## BEGIN Recorded information

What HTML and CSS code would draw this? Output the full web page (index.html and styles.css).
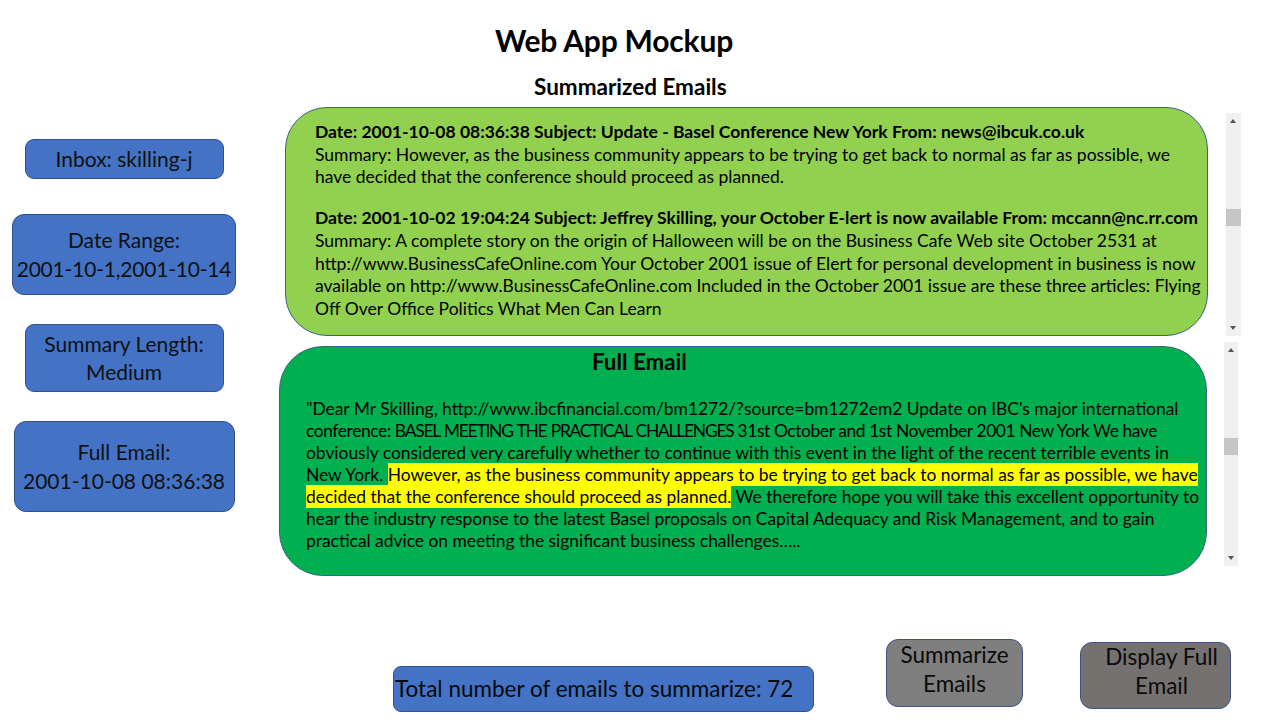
FILE: index.html
```html
<!DOCTYPE html>
<html lang="en">
<head>
<meta charset="utf-8">
<title>Web App Mockup</title>
<link rel="stylesheet" href="styles.css">
</head>
<body>
<div class="page">
  <header class="header">
    <h1 class="title">Web App Mockup</h1>
    <h2 class="subtitle">Summarized Emails</h2>
  </header>

  <div class="content">
    <aside class="sidebar">
      <div class="side-box inbox"><div class="side-text">Inbox: skilling-j</div></div>
      <div class="side-box range"><div class="side-text">Date Range:<br><span class="tight">2001-10-1,2001-10-14</span></div></div>
      <div class="side-box length"><div class="side-text">Summary Length:<br>Medium</div></div>
      <div class="side-box full"><div class="side-text">Full Email:<br>2001-10-08 08:36:38</div></div>
    </aside>

    <main class="main">
      <div class="panel-row row-summary">
        <section class="panel summary-panel">
          <div class="email-item">
            <div class="email-head">Date: 2001-10-08 08:36:38 Subject: Update - Basel Conference New York From: news@ibcuk.co.uk</div>
            <div class="email-sum">Summary: However, as the business community appears to be trying to get back to normal as far as possible, we<br>have decided that the conference should proceed as planned.</div>
          </div>
          <div class="email-item">
            <div class="email-head">Date: 2001-10-02 19:04:24 Subject: Jeffrey Skilling, your October E-lert is now available From: mccann@nc.rr.com</div>
            <div class="email-sum">Summary: A complete story on the origin of Halloween will be on the Business Cafe Web site October 2531 at<br>http://www.BusinessCafeOnline.com Your October 2001 issue of Elert for personal development in business is now<br>available on http://www.BusinessCafeOnline.com Included in the October 2001 issue are these three articles: Flying<br>Off Over Office Politics What Men Can Learn</div>
          </div>
        </section>
        <div class="scrollbar sb-summary">
          <span class="arrow up"></span>
          <span class="thumb"></span>
          <span class="arrow down"></span>
        </div>
      </div>

      <div class="panel-row row-full">
        <section class="panel full-panel">
          <h3 class="full-title">Full Email</h3>
          <div class="full-body">"Dear Mr Skilling, http://www.ibcfinancial.com/bm1272/?source=bm1272em2 Update on IBC's major international<br><span class="narrow">conference: <span class="caps">BASEL MEETING THE PRACTICAL CHALLENGES</span> 31st October and 1st November 2001 New York We have</span><br>obviously considered very carefully whether to continue with this event in the light of the recent terrible events in<br>New York. <mark class="hl">However, as the business community appears to be trying to get back to normal as far as possible, we have</mark><br><mark class="hl">decided that the conference should proceed as planned.</mark> We therefore hope you will take this excellent opportunity to<br>hear the industry response to the latest Basel proposals on Capital Adequacy and Risk Management, and to gain<br>practical advice on meeting the significant business challenges…..</div>
        </section>
        <div class="scrollbar sb-full">
          <span class="arrow up"></span>
          <span class="thumb"></span>
          <span class="arrow down"></span>
        </div>
      </div>
    </main>
  </div>

  <footer class="footer">
    <div class="total-box"><span class="total-text">Total number of emails to summarize: 72</span></div>
    <div class="btn btn-summarize"><span class="btn-text">Summarize<br>Emails</span></div>
    <div class="btn btn-display"><span class="btn-text">Display Full<br>Email</span></div>
  </footer>
</div>
</body>
</html>
```

FILE: styles.css
```css
* { box-sizing: border-box; }

html, body {
  margin: 0;
  padding: 0;
  background: #ffffff;
}

body {
  font-family: Lato, "Open Sans", "Liberation Sans", sans-serif;
  color: #000;
}

.page {
  width: 1280px;
  height: 720px;
  overflow: hidden;
}

/* Header */
.header {
  padding-top: 22px;
}

.title {
  margin: 0 0 0 495px;
  font-size: 30px;
  line-height: 36px;
  font-weight: 700;
  letter-spacing: -0.2px;
}

.subtitle {
  margin: 16px 0 0 534px;
  font-size: 22.5px;
  line-height: 26px;
  font-weight: 700;
}

/* Content row */
.content {
  display: flex;
  margin-top: 7px;
  height: 470px;
}

.sidebar {
  width: 248px;
  flex: none;
  display: flex;
  flex-direction: column;
  align-items: center;
  padding-top: 32px;
}

.side-box {
  background: #4472c4;
  border: 1.5px solid #2f528f;
  color: #111;
  display: flex;
  align-items: center;
  justify-content: center;
  border-radius: 9px;
}

.side-text {
  font-size: 21px;
  line-height: 28.5px;
  text-align: center;
  white-space: nowrap;
}

.tight {
  letter-spacing: -0.2px;
}

.inbox { width: 199px; height: 40px; }
.range { width: 224px; height: 81px; margin-top: 35px; border-radius: 12px; }
.length { width: 199px; height: 68px; margin-top: 29px; }
.full { width: 221px; height: 91px; margin-top: 29px; border-radius: 12px; }

.main {
  margin-left: 31px;
  display: flex;
  flex-direction: column;
}

.panel-row {
  display: flex;
  align-items: flex-start;
}

.panel {
  border: 1.5px solid #3a6187;
}

.summary-panel {
  margin-left: 6px;
  width: 923px;
  height: 229px;
  background: #92d050;
  border-radius: 42px;
  padding: 13px 0 0 29px;
  font-size: 17.5px;
  line-height: 22.7px;
  white-space: nowrap;
}

.email-item + .email-item {
  margin-top: 18px;
}

.email-head {
  font-weight: 700;
}

.row-full {
  margin-top: 6px;
}

.full-panel {
  margin-top: 4px;
  width: 928px;
  height: 230px;
  background: #00b050;
  border-radius: 44px;
  padding: 1px 0 0 26px;
  white-space: nowrap;
}

.full-title {
  margin: 0 0 0 286px;
  font-size: 22.3px;
  line-height: 28px;
  font-weight: 700;
}

.full-body {
  margin-top: 22px;
  font-size: 17.4px;
  line-height: 22px;
}

.narrow {
  letter-spacing: -0.4px;
}

.caps {
  letter-spacing: -1.2px;
  word-spacing: 1px;
}

.hl {
  background: #ffff00;
  color: #000;
  padding: 1px 0 1px;
}

/* Scrollbars */
.scrollbar {
  background: #f0f0f0;
  position: relative;
  flex: none;
}

.sb-summary {
  margin-left: 18px;
  margin-top: 6px;
  width: 15px;
  height: 223px;
}

.sb-full {
  margin-left: 17px;
  width: 14px;
  height: 224px;
}

.arrow {
  position: absolute;
  left: 50%;
  margin-left: -3.5px;
  width: 0;
  height: 0;
  border-left: 3.5px solid transparent;
  border-right: 3.5px solid transparent;
}

.arrow.up {
  top: 6px;
  border-bottom: 4px solid #555;
}

.arrow.down {
  bottom: 6px;
  border-top: 4px solid #555;
}

.thumb {
  position: absolute;
  left: 0;
  right: 0;
  background: #c6c6c6;
  height: 17px;
}

.sb-summary .thumb { top: 96px; }
.sb-full .thumb { top: 96px; }

/* Footer */
.footer {
  display: flex;
  align-items: flex-start;
  margin-top: 62px;
  padding-left: 393px;
}

.total-box {
  margin-top: 27px;
  width: 421px;
  height: 46px;
  background: #4472c4;
  border: 1.5px solid #2f528f;
  border-radius: 8px;
  display: flex;
  align-items: center;
  overflow: hidden;
  color: #0a0a0a;
}

.total-text {
  font-size: 22.5px;
  line-height: 28px;
  white-space: nowrap;
  padding-left: 1px;
}

.btn {
  display: flex;
  align-items: center;
  justify-content: center;
  text-align: center;
  border: 1.5px solid #3b5485;
  color: #0a0a0a;
}

.btn-text {
  font-size: 22.5px;
  line-height: 29px;
  white-space: nowrap;
}

.btn-summarize {
  margin-left: 72px;
  width: 137px;
  height: 68px;
  background: #7f7f7f;
  border-radius: 12px;
  padding-bottom: 8px;
}

.btn-display {
  margin-left: 57px;
  margin-top: 3px;
  width: 151px;
  height: 67px;
  background: #767171;
  border-radius: 12px;
  padding-left: 12px;
  padding-bottom: 9px;
}
```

## END Recorded information

Your goal »
State the number of lines in the data that include the string "What", and add nothing else.

Exercise solution »
2